(Collected data)
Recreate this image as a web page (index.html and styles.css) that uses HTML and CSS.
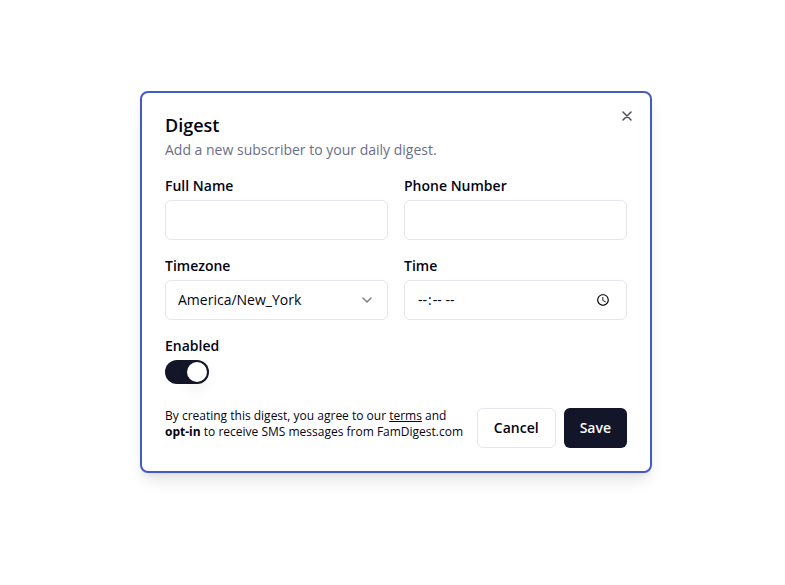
FILE: index.html
```html
<!DOCTYPE html>
<html lang="en">
<head>
<meta charset="utf-8">
<title>Digest</title>
<link rel="stylesheet" href="styles.css">
</head>
<body>
<main class="dialog" role="dialog" aria-labelledby="title">
  <header class="dialog-header">
    <h1 id="title">Digest</h1>
    <p>Add a new subscriber to your daily digest.</p>
  </header>
  <button class="close" type="button" aria-label="Close">
    <svg viewBox="0 0 16 16" width="16" height="16"><path d="M4 4l8 8M12 4l-8 8"/></svg>
  </button>
  <form>
    <div class="fields">
      <div class="field">
        <label for="name">Full Name</label>
        <input class="control" id="name" type="text">
      </div>
      <div class="field">
        <label for="phone">Phone Number</label>
        <input class="control" id="phone" type="tel">
      </div>
      <div class="field">
        <label for="zone">Timezone</label>
        <div class="with-icon">
          <select class="control" id="zone"><option>America/New_York</option></select>
          <svg class="chevron" viewBox="0 0 16 16" width="16" height="16"><path d="M4 6l4 4L12 6"/></svg>
        </div>
      </div>
      <div class="field">
        <label for="time">Time</label>
        <input class="control" id="time" type="time">
      </div>
      <div class="field">
        <label for="enabled">Enabled</label>
        <input class="switch" id="enabled" type="checkbox" role="switch" checked>
      </div>
    </div>
    <footer class="dialog-footer">
      <p>By creating this digest, you agree to our <a href="#terms">terms</a> and <strong>opt-in</strong> to receive SMS messages from FamDigest.com</p>
      <div class="actions">
        <button class="button" type="button">Cancel</button>
        <button class="button primary" type="submit">Save</button>
      </div>
    </footer>
  </form>
</main>
</body>
</html>
```
FILE: styles.css
```css
* {
  box-sizing: border-box;
}

body {
  margin: 0;
  padding: 0 0 21px 7px;
  min-height: 100vh;
  display: flex;
  align-items: center;
  justify-content: center;
  background: #fff;
  color: #030414;
  font: 14px/20px "Open Sans", "Noto Sans", sans-serif;
}

h1,
p {
  margin: 0;
}

.dialog {
  position: relative;
  width: 100%;
  max-width: 512px;
  padding: 23px;
  border: 2px solid #465ac4;
  border-radius: 8px;
  background: #fff;
  box-shadow: 0 10px 15px -3px rgb(0 0 0 / 10%), 0 4px 6px -4px rgb(0 0 0 / 10%);
}

.dialog-header {
  margin-bottom: 16px;
}

.dialog-header h1 {
  margin-bottom: 6px;
  font-size: 18px;
  line-height: 18px;
  font-weight: 600;
}

.dialog-header p {
  color: #686f88;
}

.close {
  position: absolute;
  top: 15px;
  right: 15px;
  display: flex;
  padding: 0;
  border: 0;
  background: none;
}

svg {
  fill: none;
  stroke: #030414;
  stroke-width: 1.5;
  stroke-linecap: round;
  stroke-linejoin: round;
}

.close svg {
  opacity: 0.7;
}

.fields {
  display: grid;
  grid-template-columns: 1fr 1fr;
  gap: 16px;
}

.field {
  display: flex;
  flex-direction: column;
  gap: 4px;
}

.field label {
  font-weight: 600;
}

.control {
  display: block;
  width: 100%;
  height: 40px;
  padding: 0 12px;
  border: 1px solid #e5e6ef;
  border-radius: 6px;
  background: #fff;
  color: inherit;
  font: inherit;
  appearance: none;
}

input[type="time"] {
  padding: 8px 12px;
}

.with-icon {
  position: relative;
}

.chevron {
  position: absolute;
  top: 12px;
  right: 13px;
  opacity: 0.5;
  pointer-events: none;
}

.switch {
  width: 44px;
  height: 24px;
  margin: 0;
  padding: 2px;
  border-radius: 12px;
  background: #131629;
  appearance: none;
}

.switch::before {
  content: "";
  display: block;
  width: 20px;
  height: 20px;
  margin-left: auto;
  border-radius: 50%;
  background: #fff;
  box-shadow: 0 10px 15px -3px rgb(0 0 0 / 10%);
}

.dialog-footer {
  display: flex;
  justify-content: space-between;
  gap: 8px;
  margin-top: 24px;
}

.dialog-footer p {
  font-size: 12px;
  line-height: 16px;
}

.dialog-footer a {
  color: inherit;
}

.actions {
  display: flex;
  gap: 8px;
}

.button {
  height: 40px;
  padding: 0 16px;
  border: 1px solid #e5e6ef;
  border-radius: 6px;
  background: #fff;
  color: inherit;
  font: inherit;
  font-weight: 600;
}

.primary {
  border: 0;
  background: #131629;
  color: #f8fafc;
}
```
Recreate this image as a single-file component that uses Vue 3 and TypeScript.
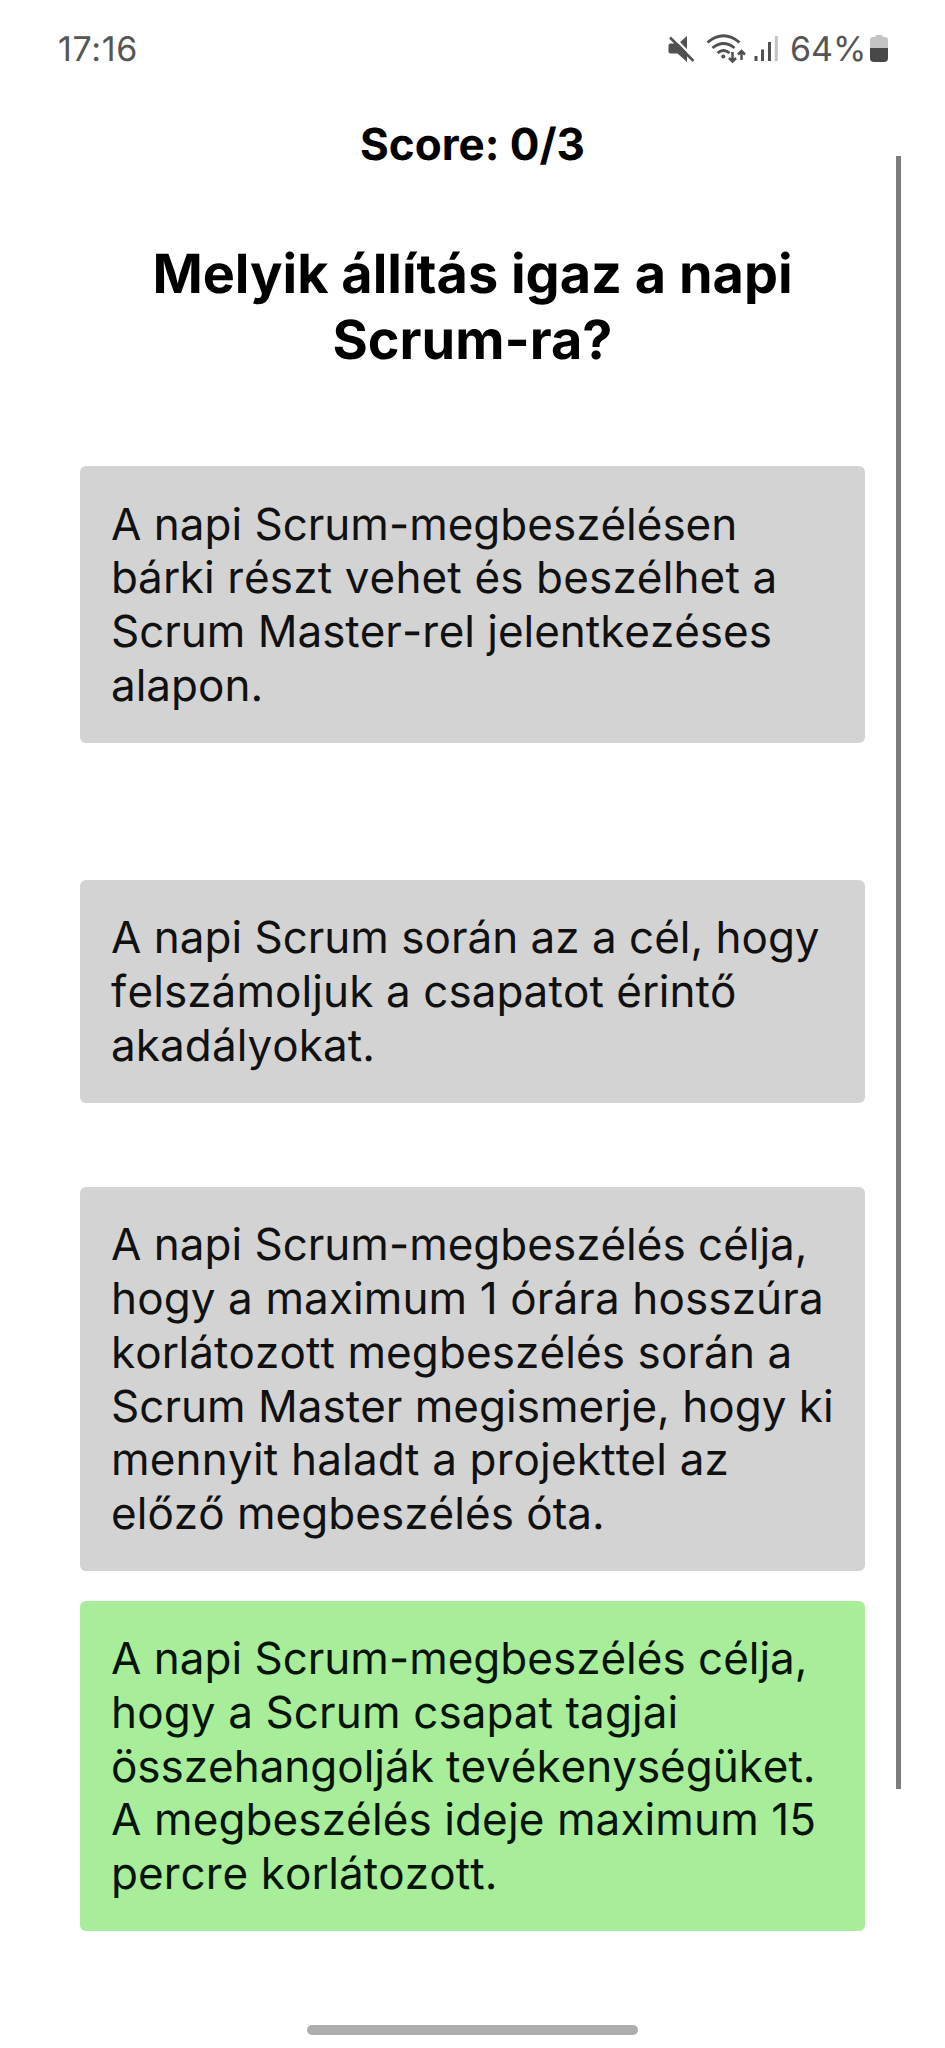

(Instructions to follow) Reproduce all of the entries word for word, skipping any pictures they hold.

(Output below)
Recreate this image as a web page (index.html and styles.css) that uses HTML and CSS.
FILE: index.html
```html
<!DOCTYPE html>
<html lang="en">
<head>
<meta charset="utf-8">
<title>Digest</title>
<link rel="stylesheet" href="styles.css">
</head>
<body>
<main class="dialog" role="dialog" aria-labelledby="title">
  <header class="dialog-header">
    <h1 id="title">Digest</h1>
    <p>Add a new subscriber to your daily digest.</p>
  </header>
  <button class="close" type="button" aria-label="Close">
    <svg viewBox="0 0 16 16" width="16" height="16"><path d="M4 4l8 8M12 4l-8 8"/></svg>
  </button>
  <form>
    <div class="fields">
      <div class="field">
        <label for="name">Full Name</label>
        <input class="control" id="name" type="text">
      </div>
      <div class="field">
        <label for="phone">Phone Number</label>
        <input class="control" id="phone" type="tel">
      </div>
      <div class="field">
        <label for="zone">Timezone</label>
        <div class="with-icon">
          <select class="control" id="zone"><option>America/New_York</option></select>
          <svg class="chevron" viewBox="0 0 16 16" width="16" height="16"><path d="M4 6l4 4L12 6"/></svg>
        </div>
      </div>
      <div class="field">
        <label for="time">Time</label>
        <input class="control" id="time" type="time">
      </div>
      <div class="field">
        <label for="enabled">Enabled</label>
        <input class="switch" id="enabled" type="checkbox" role="switch" checked>
      </div>
    </div>
    <footer class="dialog-footer">
      <p>By creating this digest, you agree to our <a href="#terms">terms</a> and <strong>opt-in</strong> to receive SMS messages from FamDigest.com</p>
      <div class="actions">
        <button class="button" type="button">Cancel</button>
        <button class="button primary" type="submit">Save</button>
      </div>
    </footer>
  </form>
</main>
</body>
</html>
```
FILE: styles.css
```css
* {
  box-sizing: border-box;
}

body {
  margin: 0;
  padding: 0 0 21px 7px;
  min-height: 100vh;
  display: flex;
  align-items: center;
  justify-content: center;
  background: #fff;
  color: #030414;
  font: 14px/20px "Open Sans", "Noto Sans", sans-serif;
}

h1,
p {
  margin: 0;
}

.dialog {
  position: relative;
  width: 100%;
  max-width: 512px;
  padding: 23px;
  border: 2px solid #465ac4;
  border-radius: 8px;
  background: #fff;
  box-shadow: 0 10px 15px -3px rgb(0 0 0 / 10%), 0 4px 6px -4px rgb(0 0 0 / 10%);
}

.dialog-header {
  margin-bottom: 16px;
}

.dialog-header h1 {
  margin-bottom: 6px;
  font-size: 18px;
  line-height: 18px;
  font-weight: 600;
}

.dialog-header p {
  color: #686f88;
}

.close {
  position: absolute;
  top: 15px;
  right: 15px;
  display: flex;
  padding: 0;
  border: 0;
  background: none;
}

svg {
  fill: none;
  stroke: #030414;
  stroke-width: 1.5;
  stroke-linecap: round;
  stroke-linejoin: round;
}

.close svg {
  opacity: 0.7;
}

.fields {
  display: grid;
  grid-template-columns: 1fr 1fr;
  gap: 16px;
}

.field {
  display: flex;
  flex-direction: column;
  gap: 4px;
}

.field label {
  font-weight: 600;
}

.control {
  display: block;
  width: 100%;
  height: 40px;
  padding: 0 12px;
  border: 1px solid #e5e6ef;
  border-radius: 6px;
  background: #fff;
  color: inherit;
  font: inherit;
  appearance: none;
}

input[type="time"] {
  padding: 8px 12px;
}

.with-icon {
  position: relative;
}

.chevron {
  position: absolute;
  top: 12px;
  right: 13px;
  opacity: 0.5;
  pointer-events: none;
}

.switch {
  width: 44px;
  height: 24px;
  margin: 0;
  padding: 2px;
  border-radius: 12px;
  background: #131629;
  appearance: none;
}

.switch::before {
  content: "";
  display: block;
  width: 20px;
  height: 20px;
  margin-left: auto;
  border-radius: 50%;
  background: #fff;
  box-shadow: 0 10px 15px -3px rgb(0 0 0 / 10%);
}

.dialog-footer {
  display: flex;
  justify-content: space-between;
  gap: 8px;
  margin-top: 24px;
}

.dialog-footer p {
  font-size: 12px;
  line-height: 16px;
}

.dialog-footer a {
  color: inherit;
}

.actions {
  display: flex;
  gap: 8px;
}

.button {
  height: 40px;
  padding: 0 16px;
  border: 1px solid #e5e6ef;
  border-radius: 6px;
  background: #fff;
  color: inherit;
  font: inherit;
  font-weight: 600;
}

.primary {
  border: 0;
  background: #131629;
  color: #f8fafc;
}
```
Recreate this image as a single-file component that uses Vue 3 and TypeScript.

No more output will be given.